CDAP removes barriers to innovation as an extensible and future-proof platform that provides consistency across environments and easily integrates with existing MDM, BI, and security solutions.
100% Open Source and Fully Extensible
CDAP is 100% open source and supports the latest open source projects. Through its plug-in architecture and multiple integration points, CDAP provides a highly extensible and future-proof application and integration framework.
Runs Natively on All Hadoop Distros - On-Premises and in the Cloud
CDAP separates application logic from data logic and integration logic, creating reusable components that are portable across different runtime environments, applications and Hadoop distributions on-premises and in the cloud. It has been certified by Cloudera, Hortonworks, and MapR.
Designed for Interoperability
CDAP offers enterprise-grade big data lifecycle management and easy integration with existing enterprise solutions for security, MDM and BI, protecting past investments by the business in these solutions.
Features & Benefits
Rapidly deliver reliable and operational Data Lakes and production Data Applications faster and better. Extensible libraries and components promote reuse and further accelerate the pace of innovation.
Broaden the user base of your big data platform with a radically simplified developer experience and code-free Extensions for non-developers. Reusable libraries can be assembled and run as data pipelines through drag-and-drop interfaces.
Automatic tracking of all audits and data lineage with discovery and search. Integrate into existing security and governance systems with authentication, authorization, and audit built-in automatically.

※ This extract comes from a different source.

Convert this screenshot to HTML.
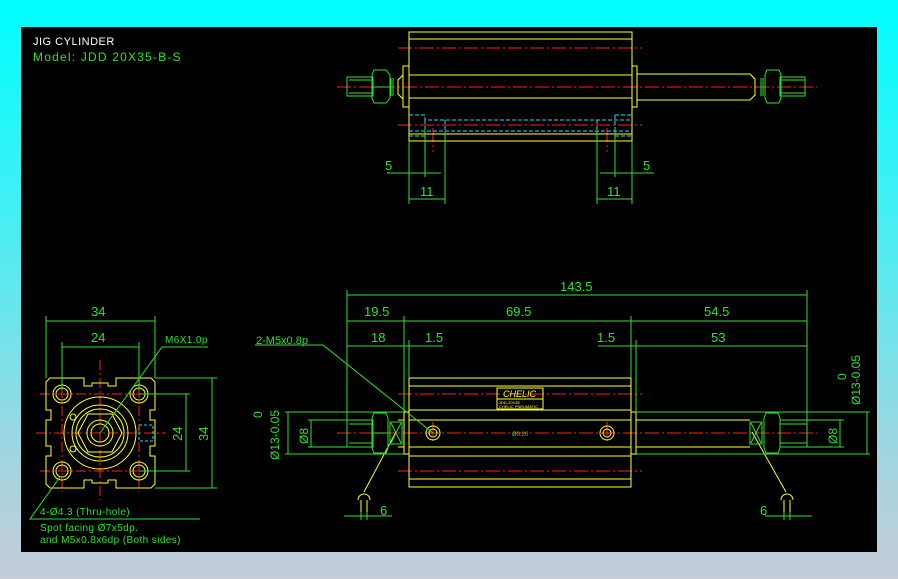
<!DOCTYPE html>
<html><head><meta charset="utf-8"><style>
html,body{margin:0;padding:0;width:898px;height:579px;overflow:hidden}
body{background:linear-gradient(180deg,#00ffff 0%,#40f0f4 35%,#9ad8e2 75%,#c6ccd8 100%)}
svg{position:absolute;left:0;top:0}
text{font-family:"Liberation Sans",sans-serif}
</style></head><body>
<svg width="898" height="579" viewBox="0 0 898 579">
<rect x="21" y="27" width="856" height="525" fill="#000"/>
<text x="33" y="45" fill="#fff" font-size="11" letter-spacing="0.5">JIG CYLINDER</text>
<text x="33" y="61" fill="#2fe02f" font-size="12" letter-spacing="1.2">Model: JDD 20X35-B-S</text>

<!-- TOP VIEW -->
<g fill="none" stroke-width="1">
<g stroke="#ff2020" stroke-dasharray="14,3,2,3">
<line x1="398" y1="48" x2="642" y2="48"/><line x1="337" y1="87" x2="817" y2="87"/><line x1="398" y1="125" x2="642" y2="125"/>
<line x1="433" y1="128" x2="433" y2="152"/><line x1="607" y1="128" x2="607" y2="152"/>
</g>
<g stroke="#ffff30">
<rect x="409" y="32" width="223" height="109"/>
<line x1="409" y1="39" x2="632" y2="39"/><line x1="409" y1="75" x2="632" y2="75"/><line x1="409" y1="98" x2="632" y2="98"/><line x1="409" y1="134" x2="632" y2="134"/>
<rect x="403" y="66" width="6" height="41"/><rect x="632" y="66" width="5" height="41"/>
<path d="M637 74 H750 L755 79 V95 L750 100 H637"/>
<path d="M403 75 L398 80 V94 L403 99"/>
</g>
<g stroke="#2fe02f">
<rect x="347" y="77" width="26" height="19"/><line x1="349" y1="80" x2="373" y2="80"/><line x1="349" y1="93" x2="373" y2="93"/>
<path d="M374 70 H386 L390 75 V98 L386 103 H374 L372 98 V75 Z"/><line x1="372" y1="87" x2="390" y2="87"/>
<line x1="391" y1="78" x2="391" y2="96"/><line x1="393" y1="78" x2="393" y2="96"/>
<rect x="780" y="77" width="25" height="19"/><line x1="780" y1="80" x2="805" y2="80"/><line x1="780" y1="93" x2="805" y2="93"/>
<path d="M767 70 H779 L781 75 V98 L779 103 H767 L765 98 V75 Z"/>
<line x1="761" y1="78" x2="761" y2="96"/><line x1="763" y1="78" x2="763" y2="96"/>
</g>
<g stroke="#30d8e8" stroke-dasharray="4,2">
<path d="M409 115 H425 V120 H632"/><path d="M409 131 H632"/><path d="M425 120 V131 M445 120 V131 M597 120 V131 M615 115 V131 M615 115 H632"/>
<path d="M409 136 H425 M615 136 H632"/>
</g>
<g stroke="#2fe02f">
<line x1="409" y1="141" x2="409" y2="204"/><line x1="425" y1="131" x2="425" y2="177"/><line x1="445" y1="131" x2="445" y2="204"/>
<line x1="597" y1="131" x2="597" y2="204"/><line x1="615" y1="131" x2="615" y2="177"/><line x1="632" y1="141" x2="632" y2="204"/>
<line x1="387" y1="173" x2="441" y2="173"/><line x1="600" y1="173" x2="654" y2="173"/>
<line x1="409" y1="199" x2="445" y2="199"/><line x1="597" y1="199" x2="632" y2="199"/>
</g>
</g>
<g fill="#2fe02f" font-size="13">
<text x="385" y="170">5</text><text x="643" y="170">5</text>
<text x="420" y="196">11</text><text x="607" y="196">11</text>
</g>

<!-- SIDE VIEW -->
<g fill="none">
<g stroke="#ff2020" stroke-dasharray="10,3,2,3">
<line x1="36" y1="433" x2="166" y2="433"/><line x1="100" y1="360" x2="100" y2="500"/>
<line x1="62" y1="370" x2="62" y2="492"/><line x1="139" y1="370" x2="139" y2="492"/>
<line x1="40" y1="394" x2="160" y2="394"/><line x1="40" y1="471" x2="160" y2="471"/>
</g>
<g stroke="#ffff30">
<path d="M50 378 H84 V386 H92 V383 H108 V386 H116 V378 H151 L155 382 V410 H150 V420 H155 V446 H150 V456 H155 V484 L151 488 H116 V480 H108 V483 H92 V480 H84 V488 H50 L46 484 V456 H51 V446 H46 V420 H51 V410 H46 V382 Z"/>
<circle cx="62" cy="394" r="9"/><circle cx="62" cy="394" r="6"/>
<circle cx="139" cy="394" r="9"/><circle cx="139" cy="394" r="6"/>
<circle cx="62" cy="471" r="9"/><circle cx="62" cy="471" r="6"/>
<circle cx="139" cy="471" r="9"/><circle cx="139" cy="471" r="6"/>
<circle cx="100" cy="433" r="36"/><circle cx="100" cy="433" r="28"/><circle cx="100" cy="433" r="24"/>
<path d="M88 414 H112 L122 433 L112 452 H88 L78 433 Z"/>
<circle cx="100" cy="433" r="13"/><circle cx="100" cy="433" r="9"/>
<circle cx="73" cy="417" r="3"/><circle cx="73" cy="449" r="3"/>
</g>
<rect x="139" y="425" width="14" height="16" stroke="#30d8e8" stroke-dasharray="3,2"/>
<g stroke="#2fe02f">
<line x1="46" y1="316" x2="46" y2="378"/><line x1="155" y1="316" x2="155" y2="378"/>
<line x1="46" y1="321" x2="155" y2="321"/>
<line x1="62" y1="342" x2="62" y2="390"/><line x1="139" y1="342" x2="139" y2="390"/>
<line x1="62" y1="347" x2="139" y2="347"/>
<line x1="155" y1="378" x2="217" y2="378"/><line x1="155" y1="488" x2="217" y2="488"/>
<line x1="139" y1="394" x2="190" y2="394"/><line x1="139" y1="471" x2="190" y2="471"/>
<line x1="186" y1="394" x2="186" y2="471"/><line x1="212" y1="378" x2="212" y2="488"/>
<path d="M208 347 H162 L100 433"/>
<path d="M200 519 H30 L60 477"/>
</g>
</g>
<g fill="#2fe02f" font-size="13">
<text x="91" y="316">34</text><text x="91" y="342">24</text>
<text transform="translate(182,441) rotate(-90)">24</text>
<text transform="translate(208,441) rotate(-90)">34</text>
</g>
<g fill="#2fe02f" font-size="10" letter-spacing="0.4">
<text x="165" y="343">M6X1.0p</text>
<text x="40" y="515">4-Ø4.3 (Thru-hole)</text>
<text x="40" y="531">Spot facing Ø7x5dp.</text>
<text x="40" y="543">and M5x0.8x6dp (Both sides)</text>
</g>

<!-- FRONT VIEW -->
<g fill="none">
<g stroke="#ff2020" stroke-dasharray="14,3,2,3">
<line x1="398" y1="394" x2="642" y2="394"/><line x1="337" y1="433" x2="817" y2="433"/><line x1="398" y1="471" x2="642" y2="471"/>
<line x1="433" y1="422" x2="433" y2="444"/><line x1="607" y1="422" x2="607" y2="444"/>
</g>
<g stroke="#ffff30">
<rect x="409" y="378" width="222" height="109"/>
<line x1="409" y1="386" x2="631" y2="386"/><line x1="409" y1="410" x2="631" y2="410"/><line x1="409" y1="420" x2="631" y2="420"/>
<line x1="409" y1="447" x2="631" y2="447"/><line x1="409" y1="456" x2="631" y2="456"/><line x1="409" y1="479" x2="631" y2="479"/>
<rect x="404" y="412" width="5" height="42"/><rect x="631" y="412" width="5" height="42"/>
<path d="M404 420 H398 M404 447 H398"/>
<path d="M636 420 H750 M636 447 H750"/>
<circle cx="433" cy="433" r="7"/><circle cx="433" cy="433" r="4"/>
<circle cx="607" cy="433" r="7"/><circle cx="607" cy="433" r="4"/>
<rect x="497" y="388" width="46" height="21"/>
<line x1="497" y1="399" x2="543" y2="399"/>
<path d="M396 432 L364 492 M752 432 L786 492"/>
<path d="M358 500 A6 6 0 1 1 370 500 M361 500 V512 M367 500 V512"/>
<path d="M781 500 A6 6 0 1 1 793 500 M784 500 V512 M790 500 V512"/>
</g>
<g stroke="#2fe02f">
<rect x="347" y="420" width="26" height="27"/><line x1="349" y1="424" x2="373" y2="424"/><line x1="349" y1="443" x2="373" y2="443"/>
<path d="M374 413 H386 L388 418 V448 L386 453 H374 L372 448 V418 Z"/><line x1="372" y1="433" x2="388" y2="433"/>
<rect x="390" y="422" width="12" height="22"/><path d="M391 423 L401 443 M401 423 L391 443"/>
<rect x="780" y="420" width="27" height="27"/><line x1="780" y1="424" x2="807" y2="424"/><line x1="780" y1="443" x2="807" y2="443"/>
<path d="M766 413 H778 L780 418 V448 L778 453 H766 L764 448 V418 Z"/>
<rect x="750" y="422" width="12" height="22"/><path d="M751 423 L761 443 M761 423 L751 443"/>
<!-- dims -->
<line x1="347" y1="290" x2="347" y2="420"/><line x1="807" y1="290" x2="807" y2="420"/>
<line x1="347" y1="295" x2="807" y2="295"/>
<line x1="404" y1="316" x2="404" y2="412"/><line x1="409" y1="340" x2="409" y2="378"/>
<line x1="631" y1="316" x2="631" y2="378"/><line x1="636" y1="340" x2="636" y2="412"/>
<line x1="347" y1="321" x2="807" y2="321"/>
<line x1="347" y1="346" x2="404" y2="346"/><line x1="398" y1="346" x2="443" y2="346"/>
<line x1="598" y1="346" x2="643" y2="346"/><line x1="636" y1="346" x2="807" y2="346"/>
<line x1="285" y1="412" x2="404" y2="412"/><line x1="285" y1="454" x2="404" y2="454"/>
<line x1="308" y1="420" x2="347" y2="420"/><line x1="308" y1="447" x2="347" y2="447"/>
<line x1="288" y1="412" x2="288" y2="454"/><line x1="311" y1="420" x2="311" y2="447"/>
<line x1="636" y1="412" x2="870" y2="412"/><line x1="636" y1="454" x2="870" y2="454"/>
<line x1="807" y1="420" x2="844" y2="420"/><line x1="807" y1="447" x2="844" y2="447"/>
<line x1="867" y1="412" x2="867" y2="454"/><line x1="840" y1="420" x2="840" y2="447"/>
<path d="M255 345 H323 L433 433"/>
<line x1="344" y1="516" x2="392" y2="516"/><line x1="361" y1="512" x2="361" y2="520"/><line x1="367" y1="512" x2="367" y2="520"/>
<line x1="765" y1="516" x2="812" y2="516"/><line x1="784" y1="512" x2="784" y2="520"/><line x1="790" y1="512" x2="790" y2="520"/>
</g>
</g>
<g fill="#2fe02f" font-size="13">
<text x="560" y="291">143.5</text>
<text x="364" y="316">19.5</text><text x="506" y="316">69.5</text><text x="704" y="316">54.5</text>
<text x="371" y="342">18</text><text x="425" y="342">1.5</text><text x="597" y="342">1.5</text><text x="711" y="342">53</text>
<text x="380" y="515">6</text><text x="760" y="515">6</text>
<text x="256" y="344" font-size="11">2-M5x0.8p</text>
<text transform="translate(262,418) rotate(-90)" font-size="12">0</text>
<text transform="translate(279,460) rotate(-90)" font-size="12">Ø13-0.05</text>
<text transform="translate(308,444) rotate(-90)" font-size="12">Ø8</text>
<text transform="translate(846,380) rotate(-90)" font-size="12">0</text>
<text transform="translate(860,405) rotate(-90)" font-size="12">Ø13-0.05</text>
<text transform="translate(837,444) rotate(-90)" font-size="12">Ø8</text>
<text x="512" y="436" font-size="6">Ø0.20</text>
</g>
<g fill="#ffff30" font-size="9" font-style="italic"><text x="503" y="397">CHELIC</text></g>
<g fill="#ffff30" font-size="4"><text x="499" y="404">JDD-20X35</text><text x="499" y="408">CHELIC PNEUMATIC</text></g>
</svg>
</body></html>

CDAP provides a container architecture for your data and applications on Hadoop. Simplified abstractions and deep integrations with diverse Hadoop technologies dramatically increase productivity and quality in order to accelerate development and reduce time-to-production to get your Hadoop projects to market faster.
CDAP Datasets provide a standardized, logical container and runtime framework for data in varied storage engines. They integrate with other systems for instant data access and allow the creation of complex, reusable data patterns.
CDAP Programs provide a standardized, logical container and runtime framework to compute in varied processing engines. They simplify testing and operations with standard lifecycle and operational and can consistently interact with any data container.
CDAP Applications provide a standardized packaging system and runtime framework for Datasets and Programs. They manage the lifecycle of data and apps and simplify the painful integration and operation processes in heterogeneous infrastructure.
CDAP Extensions are powerful vertical applications built using public CDAP APIs, similar to the custom applications you would build on CDAP. They immediately help with solving data ingestion and data tracking problems for your Data Lake without writing any code. They are available as part of the standard CDAP distribution.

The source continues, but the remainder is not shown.